+++ Dataset excerpts +++
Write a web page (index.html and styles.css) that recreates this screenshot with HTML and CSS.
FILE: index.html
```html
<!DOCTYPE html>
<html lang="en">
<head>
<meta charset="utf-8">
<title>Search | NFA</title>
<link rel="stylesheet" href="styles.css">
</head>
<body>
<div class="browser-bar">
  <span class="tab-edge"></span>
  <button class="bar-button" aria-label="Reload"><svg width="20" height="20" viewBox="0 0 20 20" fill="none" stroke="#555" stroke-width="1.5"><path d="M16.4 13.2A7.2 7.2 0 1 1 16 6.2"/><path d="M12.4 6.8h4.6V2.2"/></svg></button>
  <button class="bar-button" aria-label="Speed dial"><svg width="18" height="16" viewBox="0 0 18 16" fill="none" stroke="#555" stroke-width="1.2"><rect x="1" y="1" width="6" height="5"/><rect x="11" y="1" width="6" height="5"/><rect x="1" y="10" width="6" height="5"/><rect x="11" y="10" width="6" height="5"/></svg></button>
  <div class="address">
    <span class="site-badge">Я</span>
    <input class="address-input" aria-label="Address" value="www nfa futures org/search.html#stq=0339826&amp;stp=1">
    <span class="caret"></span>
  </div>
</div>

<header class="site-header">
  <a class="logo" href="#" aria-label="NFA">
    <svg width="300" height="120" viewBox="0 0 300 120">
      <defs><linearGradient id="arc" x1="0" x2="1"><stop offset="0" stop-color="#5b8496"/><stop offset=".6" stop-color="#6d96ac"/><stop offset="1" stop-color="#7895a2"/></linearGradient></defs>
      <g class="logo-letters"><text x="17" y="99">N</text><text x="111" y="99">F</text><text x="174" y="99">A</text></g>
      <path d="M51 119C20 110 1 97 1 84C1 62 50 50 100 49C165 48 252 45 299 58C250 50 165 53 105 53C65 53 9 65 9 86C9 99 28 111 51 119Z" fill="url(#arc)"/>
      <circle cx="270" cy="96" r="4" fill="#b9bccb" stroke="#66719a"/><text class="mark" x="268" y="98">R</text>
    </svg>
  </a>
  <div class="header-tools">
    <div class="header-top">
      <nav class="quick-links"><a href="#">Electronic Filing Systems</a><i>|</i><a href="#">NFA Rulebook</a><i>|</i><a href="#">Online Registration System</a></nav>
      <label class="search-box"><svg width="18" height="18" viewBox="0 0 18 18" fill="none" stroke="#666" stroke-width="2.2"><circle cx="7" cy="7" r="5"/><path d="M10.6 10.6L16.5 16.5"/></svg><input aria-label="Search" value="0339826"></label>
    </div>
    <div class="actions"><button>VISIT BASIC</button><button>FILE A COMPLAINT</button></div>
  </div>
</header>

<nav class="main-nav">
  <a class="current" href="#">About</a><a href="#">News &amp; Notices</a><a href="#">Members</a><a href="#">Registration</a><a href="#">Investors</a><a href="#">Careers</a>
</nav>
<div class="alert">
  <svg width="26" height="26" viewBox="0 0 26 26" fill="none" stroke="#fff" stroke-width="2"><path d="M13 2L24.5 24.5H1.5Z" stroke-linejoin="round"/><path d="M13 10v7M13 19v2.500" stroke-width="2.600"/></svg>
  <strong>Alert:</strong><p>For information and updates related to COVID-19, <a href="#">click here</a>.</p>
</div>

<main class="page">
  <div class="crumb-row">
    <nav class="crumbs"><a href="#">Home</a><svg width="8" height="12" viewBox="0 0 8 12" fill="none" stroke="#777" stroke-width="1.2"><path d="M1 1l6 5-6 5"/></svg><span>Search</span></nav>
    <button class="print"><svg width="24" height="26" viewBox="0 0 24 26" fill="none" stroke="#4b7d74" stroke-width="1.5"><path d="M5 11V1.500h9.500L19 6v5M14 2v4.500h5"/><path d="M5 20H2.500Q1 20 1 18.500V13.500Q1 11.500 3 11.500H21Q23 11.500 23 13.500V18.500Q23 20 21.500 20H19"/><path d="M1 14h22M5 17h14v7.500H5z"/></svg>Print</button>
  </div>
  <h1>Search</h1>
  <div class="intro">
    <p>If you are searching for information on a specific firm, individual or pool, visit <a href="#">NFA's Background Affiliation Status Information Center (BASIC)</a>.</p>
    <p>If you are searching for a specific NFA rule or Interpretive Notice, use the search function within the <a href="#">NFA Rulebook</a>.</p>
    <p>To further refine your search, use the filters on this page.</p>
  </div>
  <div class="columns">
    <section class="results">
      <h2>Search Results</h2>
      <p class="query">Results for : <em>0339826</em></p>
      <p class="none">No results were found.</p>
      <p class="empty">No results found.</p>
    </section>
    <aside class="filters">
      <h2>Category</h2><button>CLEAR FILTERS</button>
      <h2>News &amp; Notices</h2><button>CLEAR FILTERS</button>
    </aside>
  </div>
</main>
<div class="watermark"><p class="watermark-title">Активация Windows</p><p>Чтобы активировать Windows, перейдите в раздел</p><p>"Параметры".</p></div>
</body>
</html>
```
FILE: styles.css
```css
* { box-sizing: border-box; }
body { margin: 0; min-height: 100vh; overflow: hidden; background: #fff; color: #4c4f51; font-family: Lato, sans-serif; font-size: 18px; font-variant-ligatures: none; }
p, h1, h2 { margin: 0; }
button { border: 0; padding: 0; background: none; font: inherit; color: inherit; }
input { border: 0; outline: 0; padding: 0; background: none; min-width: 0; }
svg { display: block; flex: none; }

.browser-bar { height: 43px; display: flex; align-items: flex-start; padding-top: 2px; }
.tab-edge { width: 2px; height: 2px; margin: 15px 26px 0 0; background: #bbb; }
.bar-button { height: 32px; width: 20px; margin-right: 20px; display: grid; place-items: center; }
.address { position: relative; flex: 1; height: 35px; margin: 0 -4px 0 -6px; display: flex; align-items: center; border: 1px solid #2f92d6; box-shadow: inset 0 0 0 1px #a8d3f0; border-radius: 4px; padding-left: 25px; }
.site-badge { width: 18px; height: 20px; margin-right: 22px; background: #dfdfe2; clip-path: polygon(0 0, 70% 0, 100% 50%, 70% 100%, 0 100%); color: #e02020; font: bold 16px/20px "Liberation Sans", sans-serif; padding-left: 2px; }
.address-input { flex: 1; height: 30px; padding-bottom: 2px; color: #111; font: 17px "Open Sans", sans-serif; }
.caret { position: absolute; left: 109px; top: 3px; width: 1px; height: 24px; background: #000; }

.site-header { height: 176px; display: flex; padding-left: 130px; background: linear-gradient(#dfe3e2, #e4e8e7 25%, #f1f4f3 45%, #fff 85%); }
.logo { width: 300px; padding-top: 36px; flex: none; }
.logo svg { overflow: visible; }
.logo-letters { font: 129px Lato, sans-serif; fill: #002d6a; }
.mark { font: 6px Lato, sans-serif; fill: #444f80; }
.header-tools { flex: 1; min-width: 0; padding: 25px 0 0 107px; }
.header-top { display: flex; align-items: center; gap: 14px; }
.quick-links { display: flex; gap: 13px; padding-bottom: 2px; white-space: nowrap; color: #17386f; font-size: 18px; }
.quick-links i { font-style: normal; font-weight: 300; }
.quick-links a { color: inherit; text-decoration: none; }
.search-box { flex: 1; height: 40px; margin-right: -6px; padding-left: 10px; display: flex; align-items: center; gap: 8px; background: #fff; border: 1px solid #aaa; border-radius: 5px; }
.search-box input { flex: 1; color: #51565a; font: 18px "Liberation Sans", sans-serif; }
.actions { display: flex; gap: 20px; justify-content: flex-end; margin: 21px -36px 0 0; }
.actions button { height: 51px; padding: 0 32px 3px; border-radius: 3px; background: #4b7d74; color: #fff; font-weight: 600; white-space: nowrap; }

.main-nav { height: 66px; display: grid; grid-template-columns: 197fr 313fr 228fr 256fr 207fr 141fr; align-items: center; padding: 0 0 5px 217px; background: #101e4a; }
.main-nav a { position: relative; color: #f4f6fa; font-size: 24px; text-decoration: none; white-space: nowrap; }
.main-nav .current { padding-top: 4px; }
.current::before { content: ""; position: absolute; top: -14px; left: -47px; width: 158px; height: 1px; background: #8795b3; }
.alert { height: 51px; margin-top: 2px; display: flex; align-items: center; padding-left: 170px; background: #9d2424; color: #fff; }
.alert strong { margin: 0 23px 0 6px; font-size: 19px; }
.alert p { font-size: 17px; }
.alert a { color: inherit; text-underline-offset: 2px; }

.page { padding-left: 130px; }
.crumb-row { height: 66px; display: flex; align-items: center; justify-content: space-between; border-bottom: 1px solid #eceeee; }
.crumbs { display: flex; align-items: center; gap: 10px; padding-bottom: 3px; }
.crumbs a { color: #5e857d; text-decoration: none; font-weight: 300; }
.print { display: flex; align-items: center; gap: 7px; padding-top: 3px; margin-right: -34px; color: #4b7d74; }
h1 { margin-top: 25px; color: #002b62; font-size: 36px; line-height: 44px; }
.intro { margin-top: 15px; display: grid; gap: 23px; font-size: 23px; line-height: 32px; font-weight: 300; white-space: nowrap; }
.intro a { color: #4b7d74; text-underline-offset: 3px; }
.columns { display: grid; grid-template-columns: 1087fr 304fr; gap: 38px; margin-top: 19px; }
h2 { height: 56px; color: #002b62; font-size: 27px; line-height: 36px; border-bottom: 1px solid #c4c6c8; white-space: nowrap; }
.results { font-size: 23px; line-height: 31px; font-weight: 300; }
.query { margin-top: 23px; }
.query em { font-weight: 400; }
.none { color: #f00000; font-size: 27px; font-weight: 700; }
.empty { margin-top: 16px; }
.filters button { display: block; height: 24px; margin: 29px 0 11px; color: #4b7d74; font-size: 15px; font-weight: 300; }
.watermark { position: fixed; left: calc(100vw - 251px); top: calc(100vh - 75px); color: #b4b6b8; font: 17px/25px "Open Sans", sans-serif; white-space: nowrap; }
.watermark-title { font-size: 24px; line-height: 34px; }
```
+++
+++ Dataset excerpts +++
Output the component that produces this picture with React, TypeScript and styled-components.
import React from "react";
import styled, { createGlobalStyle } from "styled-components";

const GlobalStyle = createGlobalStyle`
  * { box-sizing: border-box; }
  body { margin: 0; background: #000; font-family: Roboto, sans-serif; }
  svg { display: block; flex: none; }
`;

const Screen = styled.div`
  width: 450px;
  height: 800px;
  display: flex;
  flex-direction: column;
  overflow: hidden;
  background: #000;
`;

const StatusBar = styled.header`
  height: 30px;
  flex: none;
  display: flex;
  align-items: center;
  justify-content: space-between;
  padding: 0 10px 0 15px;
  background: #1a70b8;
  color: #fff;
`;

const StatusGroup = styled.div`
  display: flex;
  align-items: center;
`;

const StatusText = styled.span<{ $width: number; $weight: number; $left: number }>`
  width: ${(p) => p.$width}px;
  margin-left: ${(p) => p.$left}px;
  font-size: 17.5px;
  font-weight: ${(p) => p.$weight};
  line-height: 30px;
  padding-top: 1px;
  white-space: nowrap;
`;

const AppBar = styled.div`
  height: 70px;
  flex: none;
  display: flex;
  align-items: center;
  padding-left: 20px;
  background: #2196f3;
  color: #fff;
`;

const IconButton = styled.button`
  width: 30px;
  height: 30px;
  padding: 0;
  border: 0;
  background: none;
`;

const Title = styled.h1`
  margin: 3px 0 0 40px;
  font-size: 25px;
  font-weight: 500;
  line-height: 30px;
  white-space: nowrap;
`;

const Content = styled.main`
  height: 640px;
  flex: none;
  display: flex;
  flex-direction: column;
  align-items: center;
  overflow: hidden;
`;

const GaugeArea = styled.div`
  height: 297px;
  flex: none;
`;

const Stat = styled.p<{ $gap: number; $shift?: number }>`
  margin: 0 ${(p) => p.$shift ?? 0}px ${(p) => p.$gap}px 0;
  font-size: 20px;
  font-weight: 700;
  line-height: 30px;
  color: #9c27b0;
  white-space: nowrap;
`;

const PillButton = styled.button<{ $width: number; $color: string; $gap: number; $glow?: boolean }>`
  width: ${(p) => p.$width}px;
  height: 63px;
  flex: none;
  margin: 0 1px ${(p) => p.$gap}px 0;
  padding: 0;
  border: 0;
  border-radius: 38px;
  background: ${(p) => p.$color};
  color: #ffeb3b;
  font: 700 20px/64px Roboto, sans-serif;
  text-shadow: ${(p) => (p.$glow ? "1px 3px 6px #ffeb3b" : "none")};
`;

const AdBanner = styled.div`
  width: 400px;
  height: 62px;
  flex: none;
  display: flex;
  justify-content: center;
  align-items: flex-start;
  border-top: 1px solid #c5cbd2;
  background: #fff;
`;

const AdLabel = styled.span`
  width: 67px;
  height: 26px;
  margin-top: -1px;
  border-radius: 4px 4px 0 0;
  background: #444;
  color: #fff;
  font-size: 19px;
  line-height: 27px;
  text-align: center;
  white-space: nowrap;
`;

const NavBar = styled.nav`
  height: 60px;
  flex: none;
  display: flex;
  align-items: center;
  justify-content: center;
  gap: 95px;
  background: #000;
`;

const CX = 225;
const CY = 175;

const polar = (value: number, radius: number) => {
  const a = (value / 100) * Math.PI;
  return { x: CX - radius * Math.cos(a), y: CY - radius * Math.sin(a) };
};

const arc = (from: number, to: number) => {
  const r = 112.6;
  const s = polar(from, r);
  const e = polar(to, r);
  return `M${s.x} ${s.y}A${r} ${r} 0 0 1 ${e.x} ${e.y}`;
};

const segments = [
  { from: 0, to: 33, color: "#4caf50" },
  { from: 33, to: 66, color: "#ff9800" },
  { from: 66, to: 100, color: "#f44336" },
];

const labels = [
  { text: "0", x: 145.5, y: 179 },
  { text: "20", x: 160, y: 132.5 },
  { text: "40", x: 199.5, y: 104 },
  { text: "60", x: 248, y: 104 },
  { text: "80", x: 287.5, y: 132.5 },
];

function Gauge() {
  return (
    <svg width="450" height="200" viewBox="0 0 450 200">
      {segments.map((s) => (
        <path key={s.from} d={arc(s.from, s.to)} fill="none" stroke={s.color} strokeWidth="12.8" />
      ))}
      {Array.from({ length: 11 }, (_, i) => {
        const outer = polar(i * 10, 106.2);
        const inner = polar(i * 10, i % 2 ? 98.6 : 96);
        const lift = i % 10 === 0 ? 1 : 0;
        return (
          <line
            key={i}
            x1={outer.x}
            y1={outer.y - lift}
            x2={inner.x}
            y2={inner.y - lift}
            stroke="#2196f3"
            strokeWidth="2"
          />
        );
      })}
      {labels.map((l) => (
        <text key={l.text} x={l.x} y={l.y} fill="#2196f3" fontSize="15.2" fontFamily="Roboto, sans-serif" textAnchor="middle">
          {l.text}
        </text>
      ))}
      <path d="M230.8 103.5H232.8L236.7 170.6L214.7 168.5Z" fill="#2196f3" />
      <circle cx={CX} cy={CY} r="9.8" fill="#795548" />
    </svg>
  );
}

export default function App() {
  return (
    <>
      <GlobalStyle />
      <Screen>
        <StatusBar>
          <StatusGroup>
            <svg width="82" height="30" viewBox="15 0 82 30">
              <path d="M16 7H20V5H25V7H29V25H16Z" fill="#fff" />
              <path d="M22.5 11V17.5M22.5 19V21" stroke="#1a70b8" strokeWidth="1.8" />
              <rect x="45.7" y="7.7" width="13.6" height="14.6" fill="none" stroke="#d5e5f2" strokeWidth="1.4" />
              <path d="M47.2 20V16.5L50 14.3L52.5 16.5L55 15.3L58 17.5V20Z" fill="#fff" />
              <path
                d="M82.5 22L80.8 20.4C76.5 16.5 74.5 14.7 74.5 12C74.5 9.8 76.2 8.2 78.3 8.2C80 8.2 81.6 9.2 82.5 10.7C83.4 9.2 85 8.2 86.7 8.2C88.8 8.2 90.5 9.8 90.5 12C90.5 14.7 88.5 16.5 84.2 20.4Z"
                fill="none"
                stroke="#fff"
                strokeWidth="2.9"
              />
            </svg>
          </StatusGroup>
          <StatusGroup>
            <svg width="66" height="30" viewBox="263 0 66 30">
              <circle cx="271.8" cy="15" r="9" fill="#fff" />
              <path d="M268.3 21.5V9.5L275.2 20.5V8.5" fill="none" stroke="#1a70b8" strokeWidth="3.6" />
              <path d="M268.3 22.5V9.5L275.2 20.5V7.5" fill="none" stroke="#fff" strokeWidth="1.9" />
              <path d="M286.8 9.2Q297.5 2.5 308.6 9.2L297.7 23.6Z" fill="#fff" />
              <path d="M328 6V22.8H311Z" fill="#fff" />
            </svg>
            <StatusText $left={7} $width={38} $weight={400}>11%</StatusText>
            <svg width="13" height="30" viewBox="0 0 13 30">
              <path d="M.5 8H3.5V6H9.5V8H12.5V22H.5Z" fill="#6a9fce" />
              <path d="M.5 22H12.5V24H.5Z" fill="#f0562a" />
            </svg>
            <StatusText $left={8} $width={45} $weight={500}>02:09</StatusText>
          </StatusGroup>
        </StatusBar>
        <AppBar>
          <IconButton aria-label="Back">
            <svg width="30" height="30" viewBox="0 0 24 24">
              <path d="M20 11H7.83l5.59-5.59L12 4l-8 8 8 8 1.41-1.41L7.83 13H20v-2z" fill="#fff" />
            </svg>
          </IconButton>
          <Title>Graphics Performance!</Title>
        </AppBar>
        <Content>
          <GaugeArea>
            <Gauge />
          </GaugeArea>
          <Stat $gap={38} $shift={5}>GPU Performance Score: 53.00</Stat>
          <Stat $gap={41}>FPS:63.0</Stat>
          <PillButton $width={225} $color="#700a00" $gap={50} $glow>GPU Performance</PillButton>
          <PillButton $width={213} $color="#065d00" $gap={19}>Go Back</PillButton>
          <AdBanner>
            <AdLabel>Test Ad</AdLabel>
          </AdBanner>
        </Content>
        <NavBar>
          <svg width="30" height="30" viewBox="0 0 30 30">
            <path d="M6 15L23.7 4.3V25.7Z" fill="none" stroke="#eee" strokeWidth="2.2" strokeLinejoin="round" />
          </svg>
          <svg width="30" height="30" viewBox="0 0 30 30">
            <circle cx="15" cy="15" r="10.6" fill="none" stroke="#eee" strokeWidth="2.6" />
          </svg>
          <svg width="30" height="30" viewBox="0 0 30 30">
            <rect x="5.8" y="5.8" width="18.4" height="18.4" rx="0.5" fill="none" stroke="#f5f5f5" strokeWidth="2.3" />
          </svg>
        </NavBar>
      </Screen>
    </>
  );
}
+++
- **Stated goal**:
Tell how many lines of the records above hold the string "page". Give no other text.

- **Completed task**:
4